When we want to prepare a meal that's easy, elegant, and healthy, we often reach for salmon. Packed full of nutrients and delicious whether steamed, smoked, grilled, baked, and poached (or even raw, in the form of sushi), salmon is endlessly adaptable and always delicious. When our test kitchen develops recipes for this fish, they always looks for wild Alaskan salmon. Why is it this so important? It's very sustainable and the quality can't be beat. Here, fisher Melanie Brown explains why buying Alaskan salmon is the most eco-friendly option and why buying whole salmon is the most cost-effective option.
"I might be a bit biased but for those seeking delicious, sustainably caught seafood it's impossible to beat Alaska," says Brown. Her opinion is worth trusting, as she knows salmon. She comes from a long line of commercial salmon fishers, starting with her great grandfather Paul Chukan. Brown began fishing with her family when she was 10-years-old. Today, she fishes at the same site her grandfather established with her children. Though it can sometimes be hard to find Alaskan salmon in the supermarket, many grocery stores do carry it. Should you find it's not readily available near you, go online instead; many retailers will ship it straight to you. Either way, it's worth seeking out—not only for the taste and nutrition, but also for the environmental impacts.
All Alaskan salmon is wild, with the fisheries throughout the state managed sustainability. In fact, sustainable fishing was written into Alaska's constitution in 1959. Each year, the state sets the allowable catch to ensure a healthy population of salmon in Alaska's water. Wild salmon are an essential part of healthy waterways and buying wild salmon actually helps protect the wild salmon population because it creates demand. The seafood industry is a vital part of the state's economy, including many multi-generational family fishing businesses. "For consumers looking to shop responsibly, simply Ask for Alaska," says Brown, adding that it's a good idea to familiarize yourself with the different species of Alaska salmon: Chinook/king, sockeye, coho, keta, and pink, as each has unique characteristics and flavor profiles.
During salmon season, Brown and her crew are on the water every day, checking their lines to clear the fish that have been caught, then delivering them to be weighed and processed. In the off-season, Brown tracks what's happening with the fisheries management so she knows not only where the fisheries stand, but also what efforts need to be taken to continue ensuring the future of small boat fishermen. She worries that if too much deference is given to large-scale industrial catcher-processor boats, it will ultimately harm small boat fishers and coastal communities. "The fishermen I know love fishing as much as I do, and as fishermen we have to be innovative and adaptive problem solvers. It is these kinds of minds and thinking that can lead to the solutions that we need to find to ensure that our fisheries will continue to support our families far into the future."

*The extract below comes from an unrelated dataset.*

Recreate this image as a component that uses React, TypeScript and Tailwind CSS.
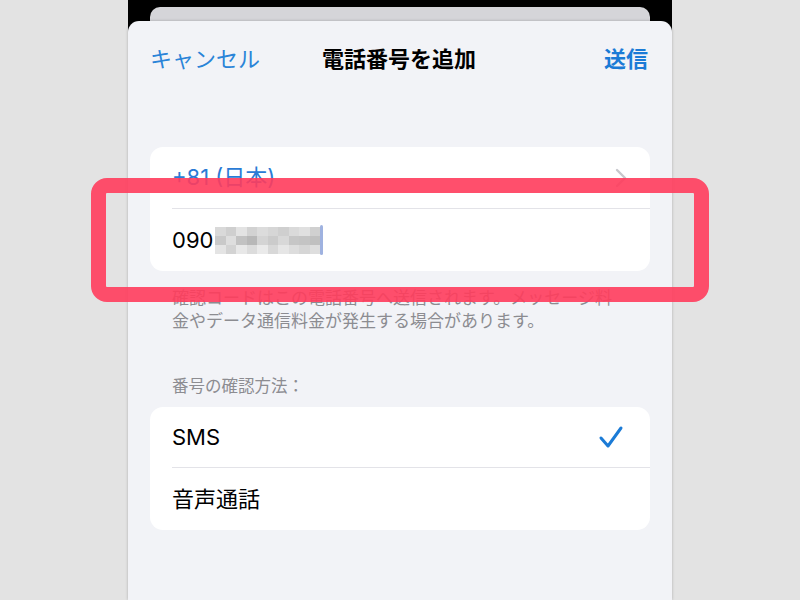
import React from 'react';

const font = { fontFamily: '"Inter", "Noto Sans CJK JP", sans-serif' };

// blurred phone digits, drawn as a mosaic of grey blocks
const mosaic = [
    ['#d9d9d9', '#cfcfcf', '#e3e3e3', '#d2d2d2', '#dcdcdc', '#d6d6d6', '#cfcfcf', '#dadada', '#e0e0e0', '#d0d0d0'],
    ['#c9c9c9', '#dedede', '#c2c2c2', '#b8b8b8', '#d4d4d4', '#cbcbcb', '#d8d8d8', '#c6c6c6', '#c4c4c4', '#c0c0c0'],
    ['#e4e4e4', '#d3d3d3', '#e8e8e8', '#dcdcdc', '#eaeaea', '#d8d8d8', '#e6e6e6', '#dddddd', '#d6d6d6', '#dedede'],
];

function Mosaic() {
    return (
        <div className="ml-[2px] flex items-center">
            <div className="flex flex-col">
                {mosaic.map((row, i) => (
                    <div key={i} className="flex">
                        {row.map((c, j) => (
                            <div key={j} className="h-[9px] w-[10.5px]" style={{ backgroundColor: c }} />
                        ))}
                    </div>
                ))}
            </div>
            <div className="h-[30px] w-[3px] rounded-full bg-[#9fb2e0]" />
        </div>
    );
}

export default function App() {
    return (
        <div className="relative flex h-[600px] w-full justify-center overflow-hidden bg-[#e3e3e3]" style={font}>
            <div className="flex w-[544px] flex-col bg-black">
                <div className="mx-[22px] mt-[7px] h-[14px] rounded-t-[10px] bg-[#d5d5d9]" />
                <div className="flex flex-1 flex-col rounded-t-[11px] bg-[#f2f3f7] shadow-[0_0_3px_rgba(0,0,0,0.25)]">
                    <div className="grid h-[76px] grid-cols-[1fr_auto_1fr] items-center pl-[22px] pr-[24px]">
                        <span className="text-[22px] text-[#2a84d8]">キャンセル</span>
                        <span className="text-[22px] font-bold text-black">電話番号を追加</span>
                        <span className="text-right text-[22px] font-bold text-[#1b7bd6]">送信</span>
                    </div>

                    <div className="mx-[22px] mt-[50px] rounded-[13px] bg-white">
                        <div className="flex h-[61px] items-center justify-between pl-[22px] pr-[22px]">
                            <span className="text-[22px] text-[#2a7bd5]">+81 (日本)</span>
                            <svg width="14" height="20" viewBox="0 0 14 20" fill="none">
                                <polyline points="3,2 11,10 3,18" stroke="#c7c7cc" strokeWidth="2.4" strokeLinecap="round" strokeLinejoin="round" />
                            </svg>
                        </div>
                        <div className="ml-[22px] h-px bg-[#e3e3e8]" />
                        <div className="flex h-[62px] items-center pl-[22px]">
                            <span className="text-[22px] text-black">090</span>
                            <Mosaic />
                        </div>
                    </div>

                    <p className="mt-[16px] pl-[44px] pr-[20px] text-[17px] leading-[23px] text-[#8c8c91]">
                        確認コードはこの電話番号へ送信されます。メッセージ料
                        <br />
                        金やデータ通信料金が発生する場合があります。
                    </p>

                    <p className="mt-[42px] pl-[44px] text-[16.5px] leading-[23px] text-[#8c8c91]">番号の確認方法：</p>

                    <div className="mx-[22px] mt-[9px] rounded-[13px] bg-white">
                        <div className="flex h-[60px] items-center justify-between pl-[22px] pr-[26px]">
                            <span className="text-[22px] text-black">SMS</span>
                            <svg width="26" height="24" viewBox="0 0 26 24" fill="none">
                                <polyline points="3,13 10,21 23,3" stroke="#1b7bd6" strokeWidth="3" strokeLinecap="round" strokeLinejoin="round" />
                            </svg>
                        </div>
                        <div className="ml-[22px] h-px bg-[#e3e3e8]" />
                        <div className="flex h-[62px] items-center pl-[22px]">
                            <span className="text-[22px] text-black">音声通話</span>
                        </div>
                    </div>
                </div>
            </div>

            {/* red highlight frame over the number field */}
            <div className="absolute left-[91px] top-[178px] h-[124px] w-[618px] rounded-[16px] border-[15px] border-[#ff3c5c]/90" />
        </div>
    );
}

Like many small boat fishers, Brown uses every part of the salmon when cooking at home and encourages consumers to do the same. "If you are able to access a whole fish as a consumer, the possibilities of what you are able to do with that fish are endless," says Brown. "With whole fish you can make fish stock or hearty soup if you break down the head and boil it along with the backbone. And if you scrape the meat off of the rib bones and backbone you can make really good fish patties. Full utilization of your salmon is a beautiful practice in honoring the life of the fish and not wasting what you have been gifted by nature."
If you're working with a whole salmon, Brown suggests canning the salmon with the bones in and the skin on as it'll be both more nutritious and more flavorful. "Be sure to eat the bones because they get soft from the canning process and are a great source of calcium," says Brown. She likes to make gravlax to preserve Alaska salmon both for its ease and the few ingredients it requires. "The hardest part about it is finding space in your fridge for the curing process which takes about three days," says Brown, adding that other fun ways to preserve salmon are to pickle it, enjoying it on crackers or dark bread with sour cream or mayo, pressure cooking it, or smoking it. "Smoking fish is the ultimate form of preserving salmon and can be done with a small smoker at home and is based on Indigenous traditions of preserving salmon for the winter."
If you can't find a whole fish to break down at home, Brown loves salmon tacos as a way to give a lot of people a little taste of salmon. She says her favorite way to eat any leftover salmon is in a sandwich with mayo and sweet relish but also suggests adding leftover salmon to stir-fried rice. "Just remember that all fish cooks quickly, so if you are making a one post meal, be sure to add your salmon to the pot last," says Brown.